After consulting with her brother in Carrier, Myrtle responded on his behalf.
“This statement is his,” she said. “My father was there, too, and he understood what was being said. All the abuse, all the feelings, all the things that he’s gone through — he didn’t expect anything to happen because of all the neglect that had happened with the complaints to the police department [and] the school.”
When asked if Perry understood the purpose of the statement he provided to the journalist, Myrtle said her brother believed it would help tell the story of harms experienced by Indigenous children.
“His understanding is that, by telling his story, there would be an awareness brought into society about how bad Immaculata school was to First Nation people,” she said. “He explained to the best of his ability that he was tortured and abused at Immaculata school.”
Slipper suggested that RCMP officers who visited his home had built rapport with Perry and provided the space to share his story. “The RCMP officers made you comfortable, is that correct?” he asked.
After speaking with her brother, Myrtle responded.
“It was hard for him to talk. The reason he opened up to the policemen was because he wanted to get the story out, no matter how painful it was, and he never heard back,” she said. “It was not that they made him feel comfortable, but they let him tell his story. Most of the time they said, ‘uh-huh.’”
Myrtle relayed that her brother’s hope for the inquiry is that RCMP begin treating First Nations people better and that an Indigenous judicial system is created.

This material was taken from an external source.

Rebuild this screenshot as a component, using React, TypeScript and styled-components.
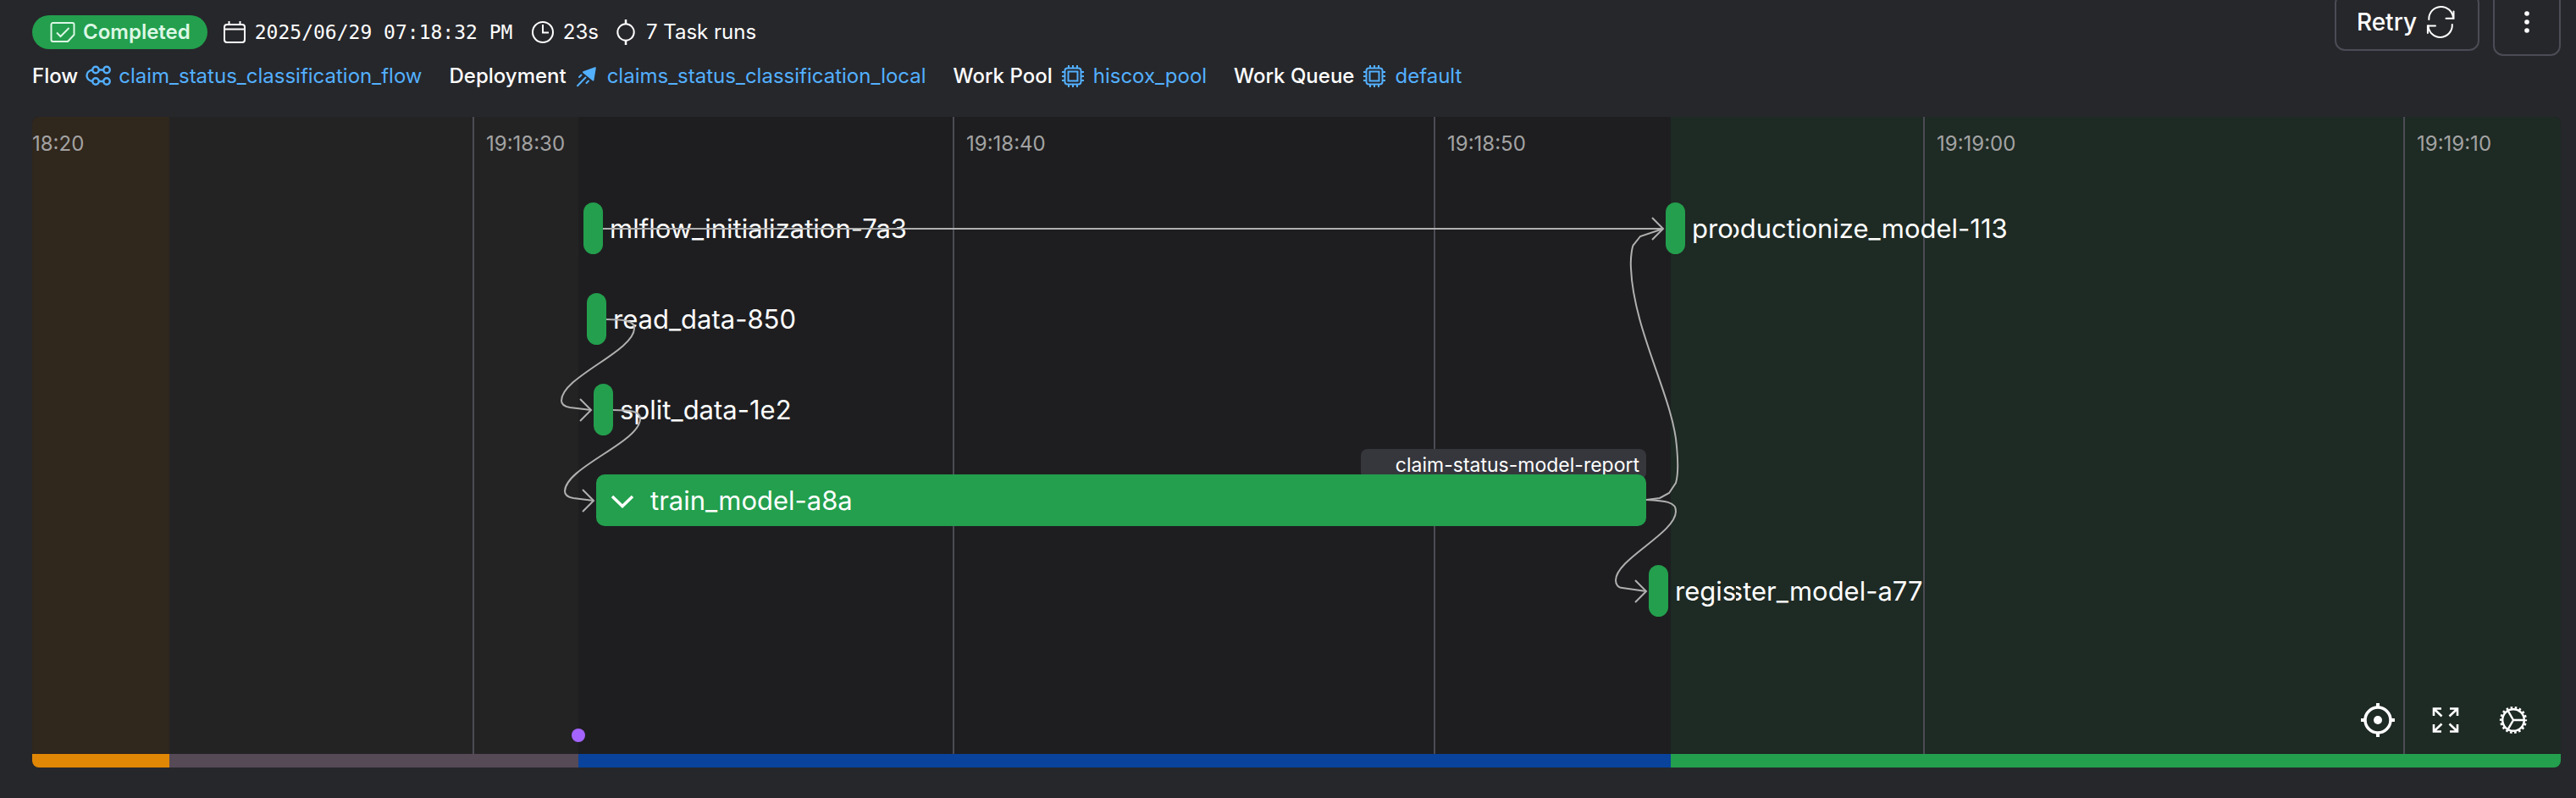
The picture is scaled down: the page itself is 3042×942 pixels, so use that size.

The complainants seek an order that RCMP divest its abuse investigation services in Indigenous communities and replace them with an independent investigative team, created by the communities, in keeping with the Declaration on the Rights of Indigenous Peoples Act, according to a statement of particulars.
Tribunal Chair Colleen Harrington is tasked with reaching a decision about whether RCMP discriminated against the complainants based on evidence from the hearings, which continue this week in Burns Lake before moving online May 23 to June 1 and June 12 to 22.